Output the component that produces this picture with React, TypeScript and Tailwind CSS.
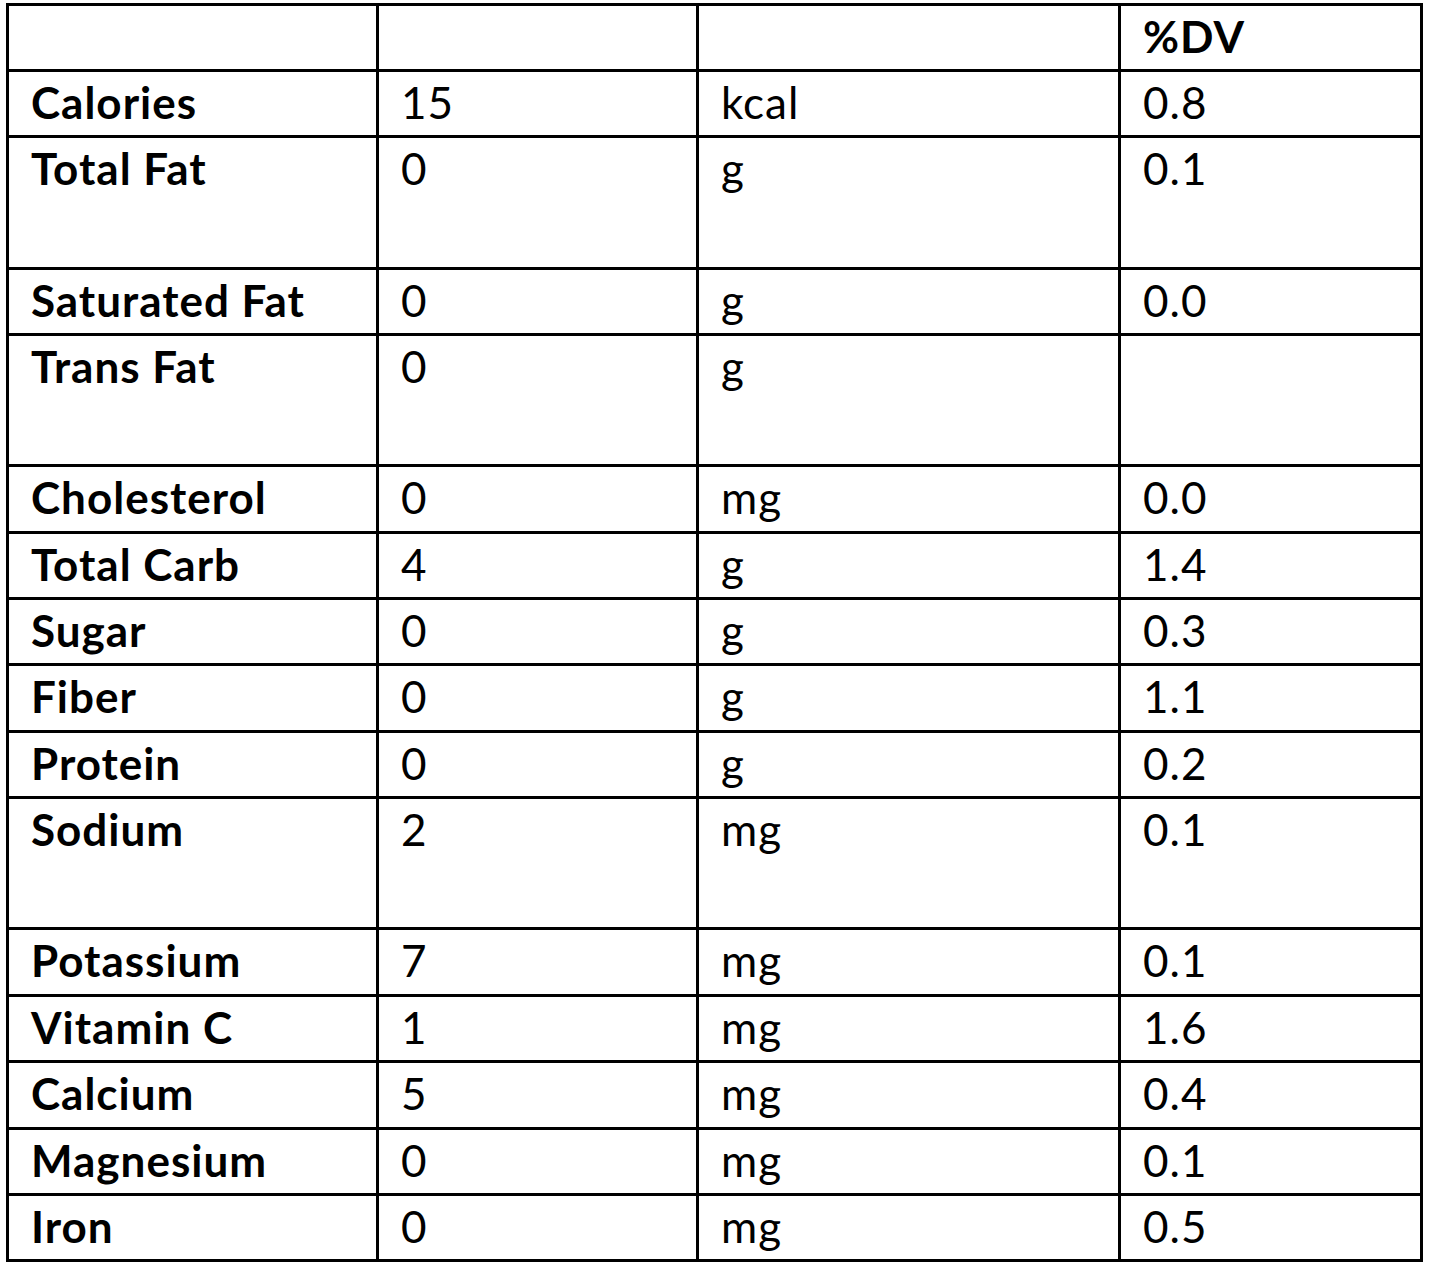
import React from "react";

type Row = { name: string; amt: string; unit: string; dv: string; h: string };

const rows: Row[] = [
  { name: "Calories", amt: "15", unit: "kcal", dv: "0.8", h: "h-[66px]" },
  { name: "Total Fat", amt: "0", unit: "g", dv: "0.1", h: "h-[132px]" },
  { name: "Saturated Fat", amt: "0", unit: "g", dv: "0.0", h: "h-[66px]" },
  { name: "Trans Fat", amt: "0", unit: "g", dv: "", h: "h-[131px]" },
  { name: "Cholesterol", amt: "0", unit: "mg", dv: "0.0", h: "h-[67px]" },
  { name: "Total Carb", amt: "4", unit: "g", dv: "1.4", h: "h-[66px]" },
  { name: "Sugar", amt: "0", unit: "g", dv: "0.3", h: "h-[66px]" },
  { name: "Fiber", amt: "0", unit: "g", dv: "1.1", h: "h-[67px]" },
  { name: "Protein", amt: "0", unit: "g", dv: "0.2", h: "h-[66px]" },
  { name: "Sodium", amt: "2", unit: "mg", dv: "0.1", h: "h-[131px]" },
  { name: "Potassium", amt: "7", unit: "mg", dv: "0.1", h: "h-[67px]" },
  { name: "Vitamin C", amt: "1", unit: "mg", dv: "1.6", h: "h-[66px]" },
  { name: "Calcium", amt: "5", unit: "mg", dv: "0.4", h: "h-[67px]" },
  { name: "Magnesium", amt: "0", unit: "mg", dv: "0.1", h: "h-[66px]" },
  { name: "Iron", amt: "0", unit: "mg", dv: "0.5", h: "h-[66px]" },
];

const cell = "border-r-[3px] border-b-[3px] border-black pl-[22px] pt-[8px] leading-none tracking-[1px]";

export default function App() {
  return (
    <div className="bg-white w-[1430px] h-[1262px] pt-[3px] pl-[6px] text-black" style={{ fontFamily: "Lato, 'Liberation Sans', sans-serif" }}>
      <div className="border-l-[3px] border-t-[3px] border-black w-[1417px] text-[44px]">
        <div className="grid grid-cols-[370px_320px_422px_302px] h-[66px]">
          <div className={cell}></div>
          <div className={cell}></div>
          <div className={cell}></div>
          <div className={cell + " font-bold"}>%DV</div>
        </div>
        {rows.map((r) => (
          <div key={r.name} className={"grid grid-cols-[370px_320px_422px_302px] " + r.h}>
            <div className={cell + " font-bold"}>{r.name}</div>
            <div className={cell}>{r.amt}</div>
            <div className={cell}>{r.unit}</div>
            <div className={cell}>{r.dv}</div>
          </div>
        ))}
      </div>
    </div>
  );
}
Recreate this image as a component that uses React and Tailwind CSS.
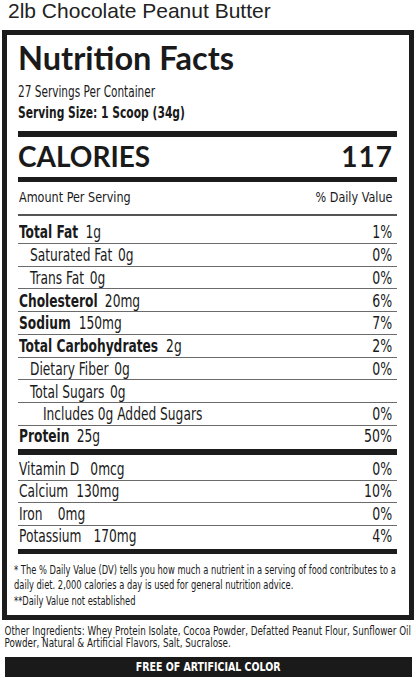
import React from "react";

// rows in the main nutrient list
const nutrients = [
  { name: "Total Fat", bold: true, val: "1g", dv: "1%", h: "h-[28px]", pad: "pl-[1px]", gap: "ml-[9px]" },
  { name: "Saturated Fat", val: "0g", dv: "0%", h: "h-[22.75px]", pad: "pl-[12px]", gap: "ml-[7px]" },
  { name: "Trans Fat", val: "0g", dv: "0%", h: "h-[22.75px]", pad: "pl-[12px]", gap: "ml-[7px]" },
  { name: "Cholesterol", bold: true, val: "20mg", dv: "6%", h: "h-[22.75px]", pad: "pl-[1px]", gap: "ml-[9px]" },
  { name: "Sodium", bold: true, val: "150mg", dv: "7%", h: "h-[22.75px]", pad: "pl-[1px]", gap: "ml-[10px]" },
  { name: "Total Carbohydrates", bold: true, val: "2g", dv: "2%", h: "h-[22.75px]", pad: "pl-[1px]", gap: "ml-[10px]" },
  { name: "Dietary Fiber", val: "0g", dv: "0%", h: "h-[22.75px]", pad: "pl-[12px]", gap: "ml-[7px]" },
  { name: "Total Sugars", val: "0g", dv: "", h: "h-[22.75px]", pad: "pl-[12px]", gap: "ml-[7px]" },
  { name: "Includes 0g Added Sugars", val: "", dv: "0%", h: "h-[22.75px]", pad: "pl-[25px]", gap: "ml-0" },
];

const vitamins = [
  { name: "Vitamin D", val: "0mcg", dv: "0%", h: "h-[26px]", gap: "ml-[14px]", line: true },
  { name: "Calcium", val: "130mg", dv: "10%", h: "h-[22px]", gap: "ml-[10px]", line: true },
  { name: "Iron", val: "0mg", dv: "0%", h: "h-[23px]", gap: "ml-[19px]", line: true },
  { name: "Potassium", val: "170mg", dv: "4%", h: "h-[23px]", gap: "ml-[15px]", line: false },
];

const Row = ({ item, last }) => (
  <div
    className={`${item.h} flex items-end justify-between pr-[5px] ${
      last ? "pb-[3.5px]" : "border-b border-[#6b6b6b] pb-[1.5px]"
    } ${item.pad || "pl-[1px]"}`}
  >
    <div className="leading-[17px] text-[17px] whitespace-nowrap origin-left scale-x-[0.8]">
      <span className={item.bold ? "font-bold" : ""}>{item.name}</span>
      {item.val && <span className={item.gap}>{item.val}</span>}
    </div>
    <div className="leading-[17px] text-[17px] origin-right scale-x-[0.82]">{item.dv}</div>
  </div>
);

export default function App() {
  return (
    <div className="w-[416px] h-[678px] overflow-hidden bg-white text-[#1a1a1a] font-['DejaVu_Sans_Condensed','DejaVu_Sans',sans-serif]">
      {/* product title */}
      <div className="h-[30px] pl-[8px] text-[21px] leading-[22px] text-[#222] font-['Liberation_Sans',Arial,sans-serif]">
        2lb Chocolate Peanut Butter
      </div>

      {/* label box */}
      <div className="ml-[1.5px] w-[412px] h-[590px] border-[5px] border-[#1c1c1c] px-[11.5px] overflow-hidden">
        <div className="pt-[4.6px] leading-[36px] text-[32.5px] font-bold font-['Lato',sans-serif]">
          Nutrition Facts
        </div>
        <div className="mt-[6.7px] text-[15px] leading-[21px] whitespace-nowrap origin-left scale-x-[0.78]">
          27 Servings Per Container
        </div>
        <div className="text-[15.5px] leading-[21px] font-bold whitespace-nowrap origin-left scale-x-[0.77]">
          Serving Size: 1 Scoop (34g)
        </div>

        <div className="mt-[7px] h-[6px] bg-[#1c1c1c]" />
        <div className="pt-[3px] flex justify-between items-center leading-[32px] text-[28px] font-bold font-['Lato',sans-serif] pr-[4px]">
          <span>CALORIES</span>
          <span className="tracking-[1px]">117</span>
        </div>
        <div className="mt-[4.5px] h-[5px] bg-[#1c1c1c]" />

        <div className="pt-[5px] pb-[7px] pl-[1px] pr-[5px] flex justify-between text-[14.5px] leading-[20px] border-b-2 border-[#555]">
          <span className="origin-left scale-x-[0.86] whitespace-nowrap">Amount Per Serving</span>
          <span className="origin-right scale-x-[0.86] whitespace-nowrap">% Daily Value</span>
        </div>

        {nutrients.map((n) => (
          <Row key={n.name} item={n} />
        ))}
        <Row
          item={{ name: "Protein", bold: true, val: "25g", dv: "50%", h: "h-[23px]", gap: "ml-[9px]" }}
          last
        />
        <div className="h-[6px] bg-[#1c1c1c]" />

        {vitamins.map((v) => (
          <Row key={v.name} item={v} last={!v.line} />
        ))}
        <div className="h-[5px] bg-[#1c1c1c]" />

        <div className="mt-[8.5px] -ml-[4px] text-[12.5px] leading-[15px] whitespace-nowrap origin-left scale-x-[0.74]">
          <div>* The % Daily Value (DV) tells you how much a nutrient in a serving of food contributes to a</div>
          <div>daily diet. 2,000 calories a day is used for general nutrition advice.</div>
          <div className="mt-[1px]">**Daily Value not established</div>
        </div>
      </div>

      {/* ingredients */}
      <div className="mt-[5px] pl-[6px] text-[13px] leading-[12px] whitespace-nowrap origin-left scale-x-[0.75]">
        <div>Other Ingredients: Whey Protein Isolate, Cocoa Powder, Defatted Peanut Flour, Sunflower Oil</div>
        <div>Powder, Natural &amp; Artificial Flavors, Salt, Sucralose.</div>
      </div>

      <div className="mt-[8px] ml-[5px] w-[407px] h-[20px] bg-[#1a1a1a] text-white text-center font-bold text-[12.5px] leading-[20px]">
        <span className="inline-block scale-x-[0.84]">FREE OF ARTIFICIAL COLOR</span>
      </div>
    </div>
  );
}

◇ ◇ ◇ ◇ ◇ ◇ ◇

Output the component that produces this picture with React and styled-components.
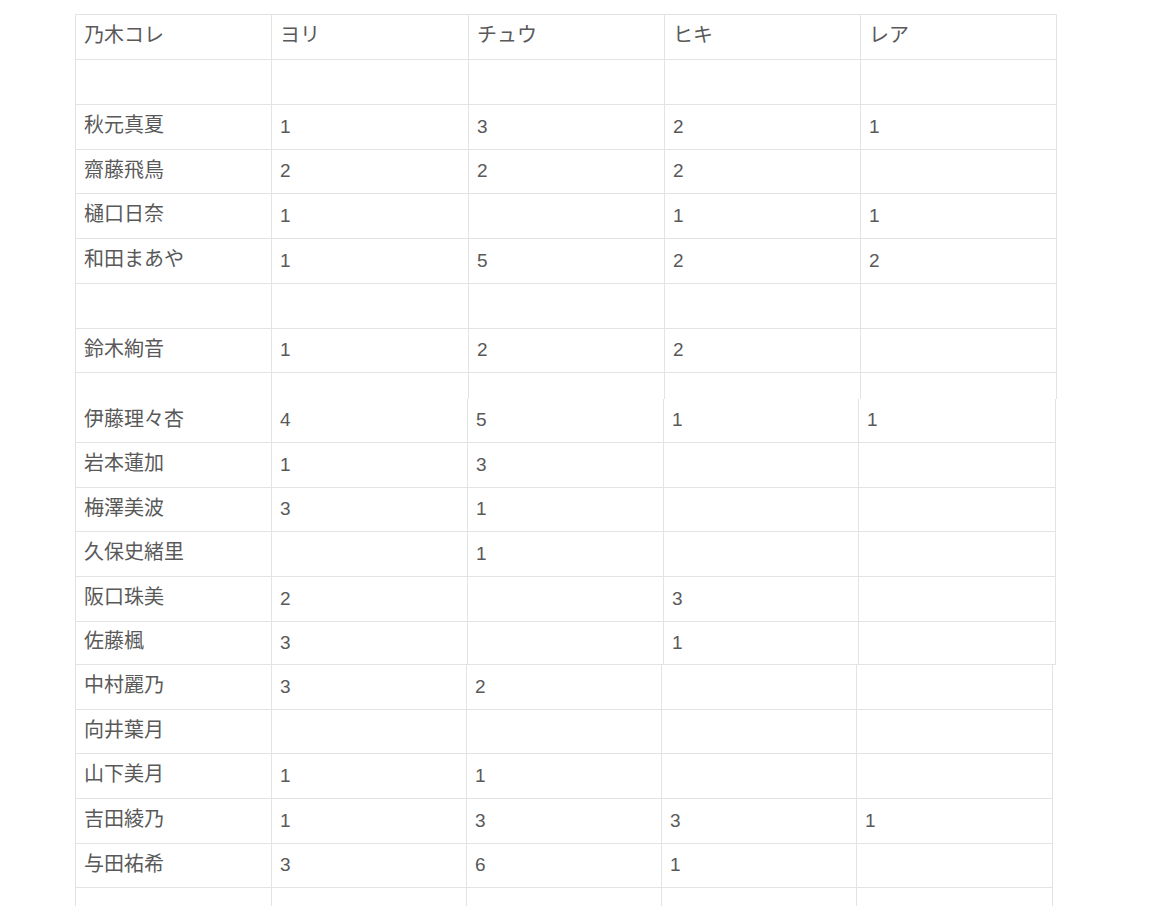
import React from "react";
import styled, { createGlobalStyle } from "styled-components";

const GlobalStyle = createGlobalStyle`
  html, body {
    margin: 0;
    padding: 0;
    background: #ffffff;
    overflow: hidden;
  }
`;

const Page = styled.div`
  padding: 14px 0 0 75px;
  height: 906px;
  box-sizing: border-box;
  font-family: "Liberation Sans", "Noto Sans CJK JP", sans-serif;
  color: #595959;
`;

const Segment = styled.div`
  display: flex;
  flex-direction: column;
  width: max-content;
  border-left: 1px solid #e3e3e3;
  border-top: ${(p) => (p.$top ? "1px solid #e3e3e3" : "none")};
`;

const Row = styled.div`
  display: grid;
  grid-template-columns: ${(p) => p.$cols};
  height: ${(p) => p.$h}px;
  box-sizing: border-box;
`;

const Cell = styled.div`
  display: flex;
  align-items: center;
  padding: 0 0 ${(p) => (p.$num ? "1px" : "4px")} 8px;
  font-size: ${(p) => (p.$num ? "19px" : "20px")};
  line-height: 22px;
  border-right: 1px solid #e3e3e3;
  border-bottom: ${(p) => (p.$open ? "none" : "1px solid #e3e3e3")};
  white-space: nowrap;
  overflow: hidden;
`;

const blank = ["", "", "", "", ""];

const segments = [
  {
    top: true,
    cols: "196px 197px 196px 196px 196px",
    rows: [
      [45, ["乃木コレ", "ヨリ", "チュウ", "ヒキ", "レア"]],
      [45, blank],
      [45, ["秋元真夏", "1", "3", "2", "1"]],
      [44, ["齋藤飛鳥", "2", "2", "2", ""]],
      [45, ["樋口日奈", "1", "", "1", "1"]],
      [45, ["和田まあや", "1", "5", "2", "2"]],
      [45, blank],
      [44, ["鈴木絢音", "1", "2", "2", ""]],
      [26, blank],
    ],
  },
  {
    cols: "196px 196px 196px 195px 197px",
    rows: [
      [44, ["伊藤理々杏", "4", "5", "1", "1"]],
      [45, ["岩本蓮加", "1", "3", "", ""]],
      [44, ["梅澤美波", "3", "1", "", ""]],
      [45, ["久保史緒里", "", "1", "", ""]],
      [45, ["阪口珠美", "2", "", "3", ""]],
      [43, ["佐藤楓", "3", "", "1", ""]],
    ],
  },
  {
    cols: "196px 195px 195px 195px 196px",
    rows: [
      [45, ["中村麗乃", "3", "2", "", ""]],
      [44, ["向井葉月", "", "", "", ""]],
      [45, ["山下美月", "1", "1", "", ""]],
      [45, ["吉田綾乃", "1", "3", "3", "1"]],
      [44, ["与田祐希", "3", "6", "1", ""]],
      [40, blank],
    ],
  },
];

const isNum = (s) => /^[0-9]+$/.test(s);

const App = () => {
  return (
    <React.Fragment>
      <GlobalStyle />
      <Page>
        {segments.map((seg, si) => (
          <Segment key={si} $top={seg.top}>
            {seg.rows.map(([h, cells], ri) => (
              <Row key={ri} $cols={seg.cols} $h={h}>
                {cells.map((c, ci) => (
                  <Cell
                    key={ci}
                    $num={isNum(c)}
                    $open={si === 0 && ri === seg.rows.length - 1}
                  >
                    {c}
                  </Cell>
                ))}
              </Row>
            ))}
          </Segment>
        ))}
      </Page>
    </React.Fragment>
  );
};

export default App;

◇ ◇ ◇ ◇ ◇ ◇ ◇

**CHALLENGE**
Across the records, how many lines contain "components"? Only the number should be given.

**ANSWER TO THE TASK**
2